In the data below, find each line containing the string "styles" and return it.
-=-=-=-=-
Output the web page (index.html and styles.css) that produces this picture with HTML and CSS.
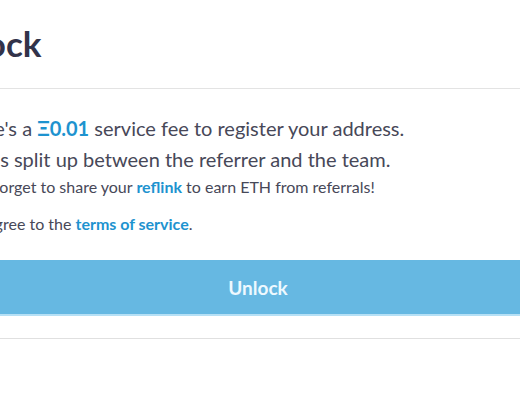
FILE: index.html
```html
<!DOCTYPE html>
<html>
<head>
<meta charset="utf-8">
<link rel="stylesheet" href="styles.css">
</head>
<body>
<div class="modal">
  <header class="modal-head">
    <h1 class="title">Unlock</h1>
  </header>
  <section class="modal-body">
    <p class="lead">There's a <a class="link strong" href="#">Ξ0.01</a> service fee to register your address.</p>
    <p class="lead">This is split up between the referrer and the team.</p>
    <p class="note">Don't forget to share your <a class="link" href="#">reflink</a> to earn ETH from referrals!</p>
    <label class="agree"><input type="checkbox" class="check"> I agree to the <a class="link" href="#">terms of service</a>.</label>
    <button class="unlock">Unlock</button>
  </section>
  <div class="modal-foot"></div>
</div>
</body>
</html>
```
FILE: styles.css
```css
html, body {
  margin: 0;
  padding: 0;
  background: #fff;
  overflow: hidden;
}
body {
  font-family: "Lato", "Open Sans", sans-serif;
  color: #474858;
}
.modal {
  margin-left: -46px;
  width: 640px;
}
.modal-head {
  height: 88px;
  border-bottom: 1px solid #e3e3e3;
  display: flex;
  align-items: center;
}
.title {
  margin: -2px 0 0 -22px;
  font-size: 35px;
  font-weight: 700;
  color: #32334a;
  line-height: 1;
}
.modal-body {
  padding-top: 24px;
  display: flex;
  flex-direction: column;
  align-items: flex-start;
}
.lead {
  margin: 0;
  font-size: 20px;
  line-height: 31px;
}
.note {
  margin: 0 0 0 -3px;
  font-size: 16px;
  line-height: 24px;
}
.agree {
  margin-top: 13px;
  font-size: 16px;
  line-height: 24px;
  display: flex;
  align-items: center;
  white-space: pre;
}
.check {
  margin: 0 6px 0 0;
  width: 14px;
  height: 14px;
}
.link {
  color: #1e93cf;
  text-decoration: none;
  font-weight: 700;
}
.unlock {
  margin-top: 24px;
  width: 608px;
  height: 56px;
  border: 0;
  border-bottom: 2px solid #b6e0f5;
  background: #66b8e2;
  color: #eef9ff;
  font-family: "Lato", "Open Sans", sans-serif;
  font-size: 19px;
  font-weight: 700;
  padding: 0;
}
.modal-foot {
  margin-top: 22px;
  border-top: 1px solid #e0e0e0;
}
```
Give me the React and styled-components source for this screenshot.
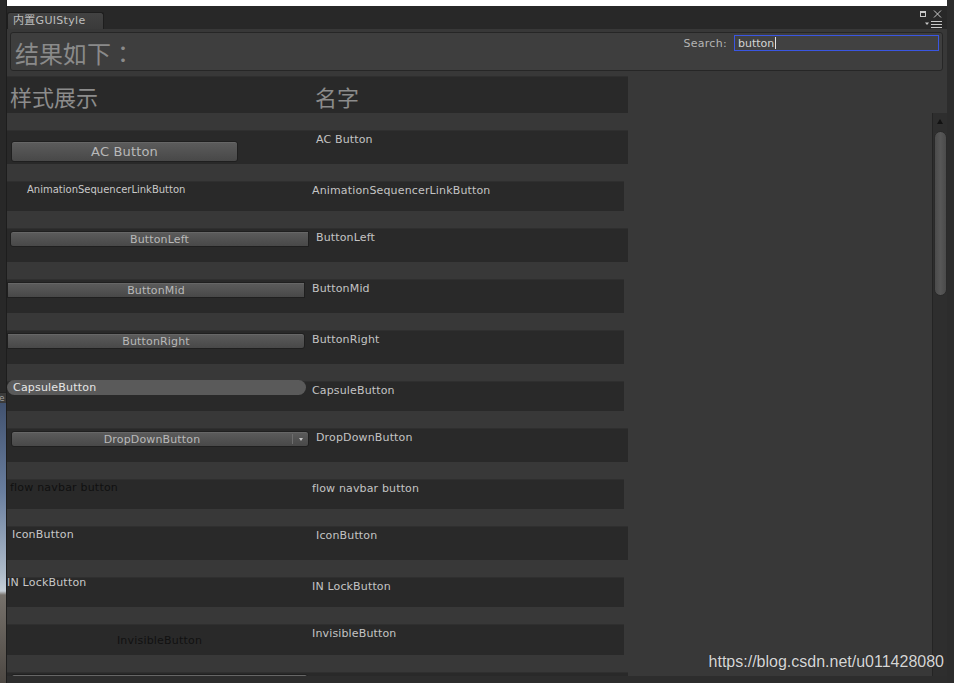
import React from 'react';
import styled, { createGlobalStyle } from 'styled-components';

const GlobalStyle = createGlobalStyle`
  html, body {
    margin: 0;
    padding: 0;
    background: #2b2b2b;
    overflow: hidden;
  }
  body {
    font-family: "DejaVu Sans", "Noto Sans CJK SC", sans-serif;
  }
`;

const Screen = styled.div`
  position: relative;
  display: grid;
  grid-template-columns: 7px 940px 7px;
  width: 954px;
  height: 683px;
  overflow: hidden;
`;

/* sliver of the editor behind the floating window */
const LeftEdge = styled.div`
  display: flex;
  flex-direction: column;
  border-right: 1px solid #1d1d1d;
  box-sizing: border-box;
`;

const LeftDark = styled.div`
  height: 392px;
  background: #282828;
`;

const LeftTab = styled.div`
  height: 11px;
  background: #3a3a3a;
  border-top: 1px solid #222;
  box-sizing: border-box;
  color: #a0a0a0;
  font-size: 9px;
  line-height: 10px;
  overflow: hidden;
  text-indent: -1px;
`;

const Scene = styled.div`
  flex: 1;
  background: linear-gradient(
    to bottom,
    #41526f 0,
    #6a7f9f 90px,
    #aebbc9 170px,
    #c6ced6 188px,
    #76716b 192px,
    #4d4843 100%
  );
`;

const RightEdge = styled.div`
  background: #2c2c2c;
`;

const Window = styled.div`
  display: flex;
  flex-direction: column;
`;

const TopWhite = styled.div`
  height: 6px;
  background: #ffffff;
`;

const TabBar = styled.div`
  height: 23px;
  background: #282828;
  display: flex;
  justify-content: space-between;
  align-items: flex-end;
`;

const Tab = styled.div`
  width: 97px;
  height: 17px;
  box-sizing: border-box;
  padding-left: 5px;
  background: linear-gradient(#424242, #3a3a3a);
  border: 1px solid #1e1e1e;
  border-bottom: none;
  border-radius: 3px 3px 0 0;
  color: #bdbdbd;
  font-size: 11px;
  line-height: 16px;
  letter-spacing: 0.3px;
  white-space: nowrap;
`;

const WindowControls = styled.div`
  align-self: stretch;
  display: flex;
  flex-direction: column;
  align-items: flex-end;
  gap: 3px;
  padding: 4px 5px 0 0;
`;

const Content = styled.div`
  height: 647px;
  background: #383838;
  display: flex;
  flex-direction: column;
`;

const BottomStrip = styled.div`
  flex: 1;
  background: #2d2d2d;
`;

const HeaderBox = styled.div`
  margin: 3px 4px 0 3px;
  height: 39px;
  box-sizing: border-box;
  border: 1px solid #262626;
  border-radius: 3px;
  background: #3e3e3e;
  display: flex;
  justify-content: space-between;
  align-items: flex-start;
`;

const Title = styled.div`
  margin: 8px 0 0 4px;
  font-family: "Noto Sans CJK TC", "Noto Sans CJK SC", sans-serif;
  font-size: 24px;
  line-height: 24px;
  color: #8a8a8a;
`;

const SearchGroup = styled.div`
  display: flex;
  align-items: center;
  gap: 7px;
  margin: 2px 3px 0 0;
`;

const SearchLabel = styled.span`
  font-size: 11px;
  color: #b4b4b4;
  letter-spacing: 0.3px;
`;

const SearchField = styled.div`
  width: 205px;
  height: 16px;
  box-sizing: border-box;
  border: 1px solid #3a56e2;
  background: #414141;
  color: #d4d4d4;
  font-size: 11px;
  padding-left: 3px;
  display: flex;
  align-items: center;
`;

const Caret = styled.span`
  width: 1px;
  height: 12px;
  margin-left: 1px;
  background: #e2e2e2;
`;

const TableHeader = styled.div`
  margin-top: 5px;
  width: 621px;
  height: 37px;
  box-sizing: border-box;
  background: #292929;
  border-top: 1px solid #2f2f2f;
  display: grid;
  grid-template-columns: 305px 1fr;
`;

const HeadCell = styled.div`
  padding: 8px 0 0 3px;
  font-family: "Noto Sans CJK SC", sans-serif;
  font-size: 22px;
  line-height: 22px;
  color: #8c8c8c;
`;

const ScrollArea = styled.div`
  flex: 1;
  min-height: 0;
  display: flex;
`;

const List = styled.div`
  flex: 1;
  overflow: hidden;
  display: flex;
  flex-direction: column;
  gap: 17px;
  padding-top: 17px;
`;

const Scrollbar = styled.div`
  width: 15px;
  box-sizing: border-box;
  background: #2e2e2e;
  border-left: 1px solid #242424;
  display: flex;
  flex-direction: column;
  align-items: center;
  padding-top: 6px;
`;

const ScrollArrow = styled.div`
  width: 0;
  height: 0;
  border-left: 3.5px solid transparent;
  border-right: 3.5px solid transparent;
  border-bottom: 5px solid #121212;
`;

const Thumb = styled.div`
  margin-top: 7px;
  width: 13px;
  height: 165px;
  box-sizing: border-box;
  border: 1px solid #2a2a2a;
  border-radius: 7px;
  background: linear-gradient(90deg, #4b4b4b, #575757 50%, #4b4b4b);
`;

const Row = styled.div`
  flex-shrink: 0;
  width: ${(p) => (p.$wide ? 621 : 617)}px;
  height: ${(p) => p.$h}px;
  box-sizing: border-box;
  background: #292929;
  border-top: 1px solid #2f2f2f;
  display: grid;
  grid-template-columns: ${(p) => (p.$wide ? 309 : 305)}px 1fr;
  align-items: start;
`;

const Label = styled.div`
  padding-top: 2px;
  font-size: 11px;
  line-height: 13px;
  letter-spacing: 0.15px;
  color: #c4c4c4;
  white-space: nowrap;
`;

const CellText = styled.div`
  margin-top: ${(p) => p.$mt ?? 0}px;
  padding-left: ${(p) => p.$pl ?? 0}px;
  font-size: ${(p) => p.$size ?? 11}px;
  line-height: ${(p) => (p.$size ?? 11) + 2}px;
  letter-spacing: ${(p) => p.$spacing ?? 0.2}px;
  color: ${(p) => p.$color ?? '#c8c8c8'};
  text-align: ${(p) => (p.$center ? 'center' : 'left')};
  white-space: nowrap;
`;

const GuiButton = styled.div`
  width: ${(p) => p.$w}px;
  height: ${(p) => p.$h ?? 16}px;
  margin-top: ${(p) => p.$mt ?? 2}px;
  margin-left: ${(p) => p.$ml ?? 0}px;
  box-sizing: border-box;
  display: flex;
  align-items: center;
  justify-content: center;
  border: 1px solid #1f1f1f;
  border-radius: ${(p) => p.$radius ?? '3px'};
  background: linear-gradient(#5c5c5c, #484848);
  box-shadow: inset 0 1px 0 rgba(255, 255, 255, 0.07);
  color: #b9b9b9;
  font-size: ${(p) => p.$size ?? 11}px;
  letter-spacing: 0.15px;
  white-space: nowrap;
`;

const CapsuleButton = styled.div`
  width: 299px;
  height: 15px;
  margin-top: -2px;
  box-sizing: border-box;
  padding-left: 6px;
  display: flex;
  align-items: center;
  border-radius: 8px;
  background: #5a5a5a;
  color: #e6e6e6;
  font-size: 11px;
  letter-spacing: 0.2px;
`;

const DropButton = styled(GuiButton)`
  display: grid;
  grid-template-columns: 1fr 16px;
  align-items: center;
`;

const DropText = styled.span`
  text-align: center;
`;

const DropArrow = styled.span`
  height: 10px;
  border-left: 1px solid #6e6e6e;
  display: flex;
  align-items: center;
  justify-content: center;

  &::after {
    content: '';
    width: 0;
    height: 0;
    border-left: 2.5px solid transparent;
    border-right: 2.5px solid transparent;
    border-top: 3px solid #c4c4c4;
  }
`;

const Watermark = styled.div`
  position: absolute;
  right: 10px;
  top: 653px;
  font-family: "Liberation Sans", Arial, sans-serif;
  font-size: 16px;
  color: #d6d6d6;
  text-shadow: 0 0 1px #222;
`;

const rows = [
  {
    h: 34,
    wide: true,
    label: 'AC Button',
    left: (
      <GuiButton $w={227} $h={21} $mt={10} $ml={4} $size={13}>
        AC Button
      </GuiButton>
    ),
  },
  {
    h: 30,
    label: 'AnimationSequencerLinkButton',
    left: (
      <CellText $size={10} $pl={20} $mt={2} $spacing={0}>
        AnimationSequencerLinkButton
      </CellText>
    ),
  },
  {
    h: 34,
    wide: true,
    label: 'ButtonLeft',
    left: (
      <GuiButton $w={299} $ml={3} $radius="3px 0 0 3px">
        ButtonLeft
      </GuiButton>
    ),
  },
  {
    h: 34,
    label: 'ButtonMid',
    left: (
      <GuiButton $w={298} $radius="0">
        ButtonMid
      </GuiButton>
    ),
  },
  {
    h: 34,
    label: 'ButtonRight',
    left: (
      <GuiButton $w={298} $radius="0 3px 3px 0">
        ButtonRight
      </GuiButton>
    ),
  },
  {
    h: 30,
    label: 'CapsuleButton',
    left: <CapsuleButton>CapsuleButton</CapsuleButton>,
  },
  {
    h: 34,
    wide: true,
    label: 'DropDownButton',
    left: (
      <DropButton $w={298} $ml={4}>
        <DropText>DropDownButton</DropText>
        <DropArrow />
      </DropButton>
    ),
  },
  {
    h: 30,
    label: 'flow navbar button',
    left: (
      <CellText $pl={3} $mt={1} $color="#101010">
        flow navbar button
      </CellText>
    ),
  },
  {
    h: 34,
    wide: true,
    label: 'IconButton',
    left: (
      <CellText $pl={5} $mt={1}>
        IconButton
      </CellText>
    ),
  },
  {
    h: 30,
    label: 'IN LockButton',
    left: <CellText $mt={-2}>IN LockButton</CellText>,
  },
  {
    h: 31,
    label: 'InvisibleButton',
    left: (
      <CellText $center $mt={9} $color="#111111">
        InvisibleButton
      </CellText>
    ),
  },
  {
    h: 34,
    wide: true,
    label: '',
    left: <GuiButton $w={297} $ml={4} $mt={1} />,
  },
];

const CloseIcons = () => (
  <svg width="22" height="8" viewBox="0 0 22 8">
    <rect x="0.5" y="1.5" width="5" height="5" fill="none" stroke="#c8c8c8" />
    <line x1="0.5" y1="2" x2="5.5" y2="2" stroke="#c8c8c8" strokeWidth="2" />
    <path d="M14 0.5 L21 7.5 M21 0.5 L14 7.5" stroke="#c8c8c8" strokeWidth="1" />
  </svg>
);

const MenuIcon = () => (
  <svg width="17" height="7" viewBox="0 0 17 7">
    <path d="M0 1.5 H4 L2 4 Z" fill="#c8c8c8" />
    <path d="M6 0.5 H17 M6 3.5 H17 M6 6.5 H17" stroke="#c8c8c8" strokeWidth="1" />
  </svg>
);

export default function App() {
  return (
    <>
      <GlobalStyle />
      <Screen>
        <LeftEdge>
          <LeftDark />
          <LeftTab>e</LeftTab>
          <Scene />
        </LeftEdge>

        <Window>
          <TopWhite />
          <TabBar>
            <Tab>内置GUIStyle</Tab>
            <WindowControls>
              <CloseIcons />
              <MenuIcon />
            </WindowControls>
          </TabBar>

          <Content>
            <HeaderBox>
              <Title>结果如下：</Title>
              <SearchGroup>
                <SearchLabel>Search:</SearchLabel>
                <SearchField>
                  button
                  <Caret />
                </SearchField>
              </SearchGroup>
            </HeaderBox>

            <TableHeader>
              <HeadCell>样式展示</HeadCell>
              <HeadCell>名字</HeadCell>
            </TableHeader>

            <ScrollArea>
              <List>
                {rows.map((r, i) => (
                  <Row key={i} $h={r.h} $wide={r.wide}>
                    {r.left}
                    <Label>{r.label}</Label>
                  </Row>
                ))}
              </List>
              <Scrollbar>
                <ScrollArrow />
                <Thumb />
              </Scrollbar>
            </ScrollArea>
          </Content>
          <BottomStrip />
        </Window>

        <RightEdge />
        <Watermark>https://blog.csdn.net/u011428080</Watermark>
      </Screen>
    </>
  );
}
-=-=-=-=-
Answer in full:
Output the web page (index.html and styles.css) that produces this picture with HTML and CSS.
<link rel="stylesheet" href="styles.css">
FILE: styles.css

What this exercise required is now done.